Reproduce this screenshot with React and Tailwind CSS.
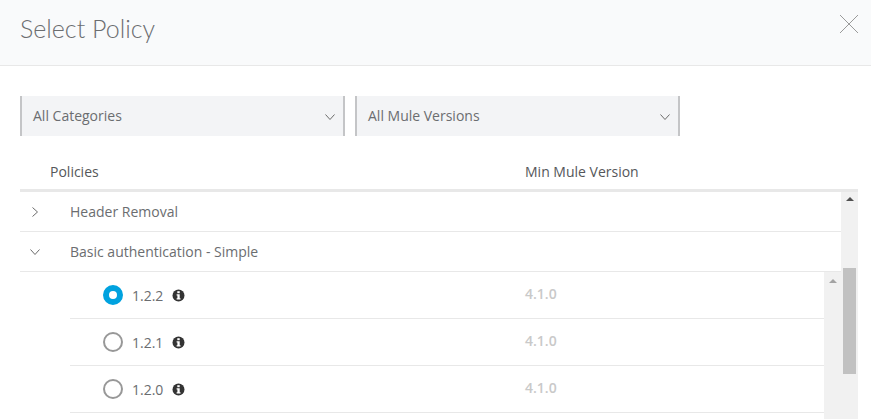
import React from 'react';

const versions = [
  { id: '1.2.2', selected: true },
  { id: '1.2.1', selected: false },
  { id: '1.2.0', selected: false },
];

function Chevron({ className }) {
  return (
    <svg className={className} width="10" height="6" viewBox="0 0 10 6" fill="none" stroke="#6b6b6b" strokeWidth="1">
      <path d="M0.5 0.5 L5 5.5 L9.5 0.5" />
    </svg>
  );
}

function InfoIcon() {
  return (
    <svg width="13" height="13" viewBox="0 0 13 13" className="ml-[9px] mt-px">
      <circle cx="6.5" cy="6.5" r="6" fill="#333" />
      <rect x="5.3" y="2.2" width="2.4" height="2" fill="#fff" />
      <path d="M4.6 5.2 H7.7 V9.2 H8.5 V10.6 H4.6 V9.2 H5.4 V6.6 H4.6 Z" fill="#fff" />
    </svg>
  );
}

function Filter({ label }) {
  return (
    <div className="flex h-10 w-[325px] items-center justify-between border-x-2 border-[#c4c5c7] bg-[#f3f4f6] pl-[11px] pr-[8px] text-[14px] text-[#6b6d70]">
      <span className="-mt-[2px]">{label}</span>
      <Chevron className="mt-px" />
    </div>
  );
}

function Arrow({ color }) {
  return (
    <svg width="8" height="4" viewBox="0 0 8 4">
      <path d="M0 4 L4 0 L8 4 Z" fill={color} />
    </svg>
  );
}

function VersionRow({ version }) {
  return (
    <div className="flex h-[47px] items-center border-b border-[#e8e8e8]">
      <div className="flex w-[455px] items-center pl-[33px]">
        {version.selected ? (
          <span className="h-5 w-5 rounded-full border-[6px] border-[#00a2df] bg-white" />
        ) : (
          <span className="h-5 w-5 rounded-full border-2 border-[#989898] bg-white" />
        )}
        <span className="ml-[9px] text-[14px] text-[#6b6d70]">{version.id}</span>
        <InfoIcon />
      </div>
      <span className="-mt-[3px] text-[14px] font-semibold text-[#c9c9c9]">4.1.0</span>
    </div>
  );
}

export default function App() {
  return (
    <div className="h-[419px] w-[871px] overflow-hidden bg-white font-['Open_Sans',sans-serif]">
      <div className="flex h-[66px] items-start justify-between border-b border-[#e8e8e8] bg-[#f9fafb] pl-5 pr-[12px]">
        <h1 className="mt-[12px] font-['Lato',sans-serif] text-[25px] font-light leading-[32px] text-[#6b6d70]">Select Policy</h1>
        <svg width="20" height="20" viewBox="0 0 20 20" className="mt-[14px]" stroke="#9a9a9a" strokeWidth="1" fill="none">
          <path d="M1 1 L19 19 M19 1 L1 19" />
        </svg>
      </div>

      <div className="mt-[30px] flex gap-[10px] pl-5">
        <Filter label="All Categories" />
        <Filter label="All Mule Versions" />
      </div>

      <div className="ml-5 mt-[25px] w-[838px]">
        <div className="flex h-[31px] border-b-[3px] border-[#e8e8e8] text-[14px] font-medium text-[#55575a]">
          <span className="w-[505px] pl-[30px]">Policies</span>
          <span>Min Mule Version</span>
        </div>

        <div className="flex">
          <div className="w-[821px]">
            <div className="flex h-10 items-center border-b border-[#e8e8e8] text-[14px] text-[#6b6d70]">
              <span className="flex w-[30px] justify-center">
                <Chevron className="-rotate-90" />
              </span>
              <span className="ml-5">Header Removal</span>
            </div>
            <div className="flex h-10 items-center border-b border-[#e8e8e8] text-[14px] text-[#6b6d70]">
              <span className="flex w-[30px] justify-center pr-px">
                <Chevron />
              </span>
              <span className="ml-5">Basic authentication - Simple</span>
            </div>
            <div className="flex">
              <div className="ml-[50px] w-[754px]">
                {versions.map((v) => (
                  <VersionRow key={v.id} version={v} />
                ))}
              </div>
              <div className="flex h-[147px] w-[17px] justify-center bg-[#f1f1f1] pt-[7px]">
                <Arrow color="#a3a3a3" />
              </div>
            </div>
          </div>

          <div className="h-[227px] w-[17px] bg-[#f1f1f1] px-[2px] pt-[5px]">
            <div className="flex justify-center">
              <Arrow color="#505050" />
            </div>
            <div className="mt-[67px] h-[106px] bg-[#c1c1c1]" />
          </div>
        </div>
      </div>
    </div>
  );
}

——————————

#### Work to do:
In the listing above, count each line that holds the string "React". Give the number only.

#### Worked solution:
2